→ **SUPPLIED MATERIAL**:
┄┄┄┄┄┄┄┄┄┄

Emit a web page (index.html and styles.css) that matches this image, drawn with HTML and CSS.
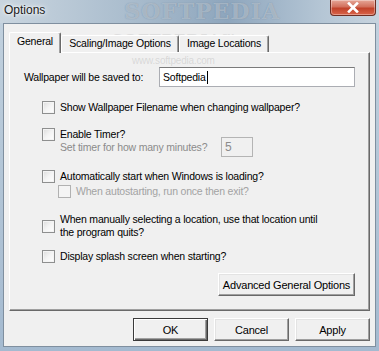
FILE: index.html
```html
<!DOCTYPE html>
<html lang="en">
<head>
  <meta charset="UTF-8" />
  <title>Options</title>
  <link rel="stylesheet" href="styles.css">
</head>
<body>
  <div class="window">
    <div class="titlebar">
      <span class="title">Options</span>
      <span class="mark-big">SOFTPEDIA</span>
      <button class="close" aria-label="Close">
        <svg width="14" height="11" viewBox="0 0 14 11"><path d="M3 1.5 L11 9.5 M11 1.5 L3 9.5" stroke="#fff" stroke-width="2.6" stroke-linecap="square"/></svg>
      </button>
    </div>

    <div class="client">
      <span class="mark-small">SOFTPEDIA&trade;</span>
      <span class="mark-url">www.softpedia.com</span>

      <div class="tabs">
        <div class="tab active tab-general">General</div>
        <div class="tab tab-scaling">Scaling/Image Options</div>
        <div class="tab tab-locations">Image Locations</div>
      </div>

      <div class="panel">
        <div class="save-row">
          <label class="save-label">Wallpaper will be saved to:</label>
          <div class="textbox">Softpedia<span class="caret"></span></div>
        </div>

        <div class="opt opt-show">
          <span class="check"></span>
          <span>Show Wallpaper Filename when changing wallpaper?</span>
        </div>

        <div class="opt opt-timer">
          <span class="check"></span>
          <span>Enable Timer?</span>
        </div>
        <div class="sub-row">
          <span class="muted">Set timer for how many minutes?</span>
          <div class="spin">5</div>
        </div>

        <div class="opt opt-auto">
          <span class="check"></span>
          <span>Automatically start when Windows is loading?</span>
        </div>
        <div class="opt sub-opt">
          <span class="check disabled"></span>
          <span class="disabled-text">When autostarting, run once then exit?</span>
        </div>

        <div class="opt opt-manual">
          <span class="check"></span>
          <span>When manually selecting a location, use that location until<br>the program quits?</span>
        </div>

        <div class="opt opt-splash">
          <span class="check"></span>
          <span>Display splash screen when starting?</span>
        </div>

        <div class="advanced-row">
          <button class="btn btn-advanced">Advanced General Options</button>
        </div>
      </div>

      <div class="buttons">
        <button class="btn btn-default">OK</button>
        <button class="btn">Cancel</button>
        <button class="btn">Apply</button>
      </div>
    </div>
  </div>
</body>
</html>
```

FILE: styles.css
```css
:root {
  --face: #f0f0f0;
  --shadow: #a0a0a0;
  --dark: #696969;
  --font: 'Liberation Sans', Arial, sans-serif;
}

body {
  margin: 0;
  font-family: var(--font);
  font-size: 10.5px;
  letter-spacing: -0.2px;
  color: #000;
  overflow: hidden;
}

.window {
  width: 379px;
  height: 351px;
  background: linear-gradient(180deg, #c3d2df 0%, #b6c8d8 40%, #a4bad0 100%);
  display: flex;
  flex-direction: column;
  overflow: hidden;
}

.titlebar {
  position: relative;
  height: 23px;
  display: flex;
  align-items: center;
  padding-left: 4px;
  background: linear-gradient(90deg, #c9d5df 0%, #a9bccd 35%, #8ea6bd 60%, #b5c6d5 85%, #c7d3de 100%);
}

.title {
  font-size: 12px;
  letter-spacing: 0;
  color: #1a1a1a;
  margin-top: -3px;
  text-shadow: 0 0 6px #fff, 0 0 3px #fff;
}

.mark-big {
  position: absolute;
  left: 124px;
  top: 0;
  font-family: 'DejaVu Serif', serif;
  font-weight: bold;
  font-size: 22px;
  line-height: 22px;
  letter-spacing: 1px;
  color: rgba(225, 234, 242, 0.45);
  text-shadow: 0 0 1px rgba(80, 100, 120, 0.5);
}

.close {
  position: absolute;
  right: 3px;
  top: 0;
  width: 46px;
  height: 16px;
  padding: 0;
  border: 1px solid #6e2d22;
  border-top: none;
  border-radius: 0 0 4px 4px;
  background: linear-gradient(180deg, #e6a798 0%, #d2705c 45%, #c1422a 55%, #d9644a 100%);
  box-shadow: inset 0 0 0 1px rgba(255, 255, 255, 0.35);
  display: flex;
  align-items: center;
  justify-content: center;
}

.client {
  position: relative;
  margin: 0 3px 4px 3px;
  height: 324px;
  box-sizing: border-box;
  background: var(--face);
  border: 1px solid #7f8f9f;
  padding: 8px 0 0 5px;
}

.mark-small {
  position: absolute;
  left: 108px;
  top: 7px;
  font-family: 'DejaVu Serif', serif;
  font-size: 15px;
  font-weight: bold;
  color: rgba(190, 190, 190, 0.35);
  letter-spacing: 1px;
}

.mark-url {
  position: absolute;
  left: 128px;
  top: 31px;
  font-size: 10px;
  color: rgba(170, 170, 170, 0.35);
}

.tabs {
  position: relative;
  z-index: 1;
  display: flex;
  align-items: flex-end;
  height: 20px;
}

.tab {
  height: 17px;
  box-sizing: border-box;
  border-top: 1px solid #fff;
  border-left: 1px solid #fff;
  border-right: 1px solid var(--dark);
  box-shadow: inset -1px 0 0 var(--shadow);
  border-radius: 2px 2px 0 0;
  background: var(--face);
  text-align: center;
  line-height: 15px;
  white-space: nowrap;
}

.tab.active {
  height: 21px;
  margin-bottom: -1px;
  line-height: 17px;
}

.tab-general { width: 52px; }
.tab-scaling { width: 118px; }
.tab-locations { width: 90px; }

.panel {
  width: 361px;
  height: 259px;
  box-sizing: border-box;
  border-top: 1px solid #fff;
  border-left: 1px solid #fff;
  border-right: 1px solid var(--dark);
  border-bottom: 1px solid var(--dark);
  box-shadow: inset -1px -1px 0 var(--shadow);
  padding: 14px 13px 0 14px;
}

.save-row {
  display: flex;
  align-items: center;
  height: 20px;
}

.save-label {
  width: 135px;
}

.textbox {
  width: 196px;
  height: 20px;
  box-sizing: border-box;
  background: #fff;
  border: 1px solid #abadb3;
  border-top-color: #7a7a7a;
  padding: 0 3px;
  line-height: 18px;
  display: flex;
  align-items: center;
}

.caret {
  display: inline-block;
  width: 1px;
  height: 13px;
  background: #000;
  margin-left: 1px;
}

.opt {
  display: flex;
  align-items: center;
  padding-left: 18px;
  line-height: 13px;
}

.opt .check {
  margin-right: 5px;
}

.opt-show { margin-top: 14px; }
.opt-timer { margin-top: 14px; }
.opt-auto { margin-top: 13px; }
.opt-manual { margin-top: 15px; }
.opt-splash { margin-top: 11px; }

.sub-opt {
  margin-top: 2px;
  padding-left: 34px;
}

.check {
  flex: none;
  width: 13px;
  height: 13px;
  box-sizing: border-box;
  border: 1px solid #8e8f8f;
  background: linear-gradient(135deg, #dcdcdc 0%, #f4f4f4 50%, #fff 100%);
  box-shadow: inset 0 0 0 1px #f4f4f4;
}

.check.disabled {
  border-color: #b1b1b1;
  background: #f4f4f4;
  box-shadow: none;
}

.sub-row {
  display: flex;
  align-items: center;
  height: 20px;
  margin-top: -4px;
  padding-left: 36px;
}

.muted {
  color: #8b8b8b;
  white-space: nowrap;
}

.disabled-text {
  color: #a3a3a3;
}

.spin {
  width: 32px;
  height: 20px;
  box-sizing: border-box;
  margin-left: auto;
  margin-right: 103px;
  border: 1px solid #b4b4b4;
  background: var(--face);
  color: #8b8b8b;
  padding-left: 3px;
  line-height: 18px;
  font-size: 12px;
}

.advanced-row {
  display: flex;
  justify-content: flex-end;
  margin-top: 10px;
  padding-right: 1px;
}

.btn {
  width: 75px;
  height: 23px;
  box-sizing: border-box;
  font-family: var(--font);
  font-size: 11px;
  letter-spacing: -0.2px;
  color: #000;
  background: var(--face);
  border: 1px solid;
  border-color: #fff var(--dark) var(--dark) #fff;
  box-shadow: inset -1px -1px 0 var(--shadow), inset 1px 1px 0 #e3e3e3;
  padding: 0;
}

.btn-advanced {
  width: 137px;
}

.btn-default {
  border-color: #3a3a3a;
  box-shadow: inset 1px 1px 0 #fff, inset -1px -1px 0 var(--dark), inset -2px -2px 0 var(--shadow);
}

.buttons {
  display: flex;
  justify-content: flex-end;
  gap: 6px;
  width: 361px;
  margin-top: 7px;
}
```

┄┄┄┄┄┄┄┄┄┄

→ **EXERCISE**: Copy every line of the material in which the word "that" occurs.

→ **RESULT FOR THIS EXERCISE**:
Emit a web page (index.html and styles.css) that matches this image, drawn with HTML and CSS.
          <span>When manually selecting a location, use that location until<br>the program quits?</span>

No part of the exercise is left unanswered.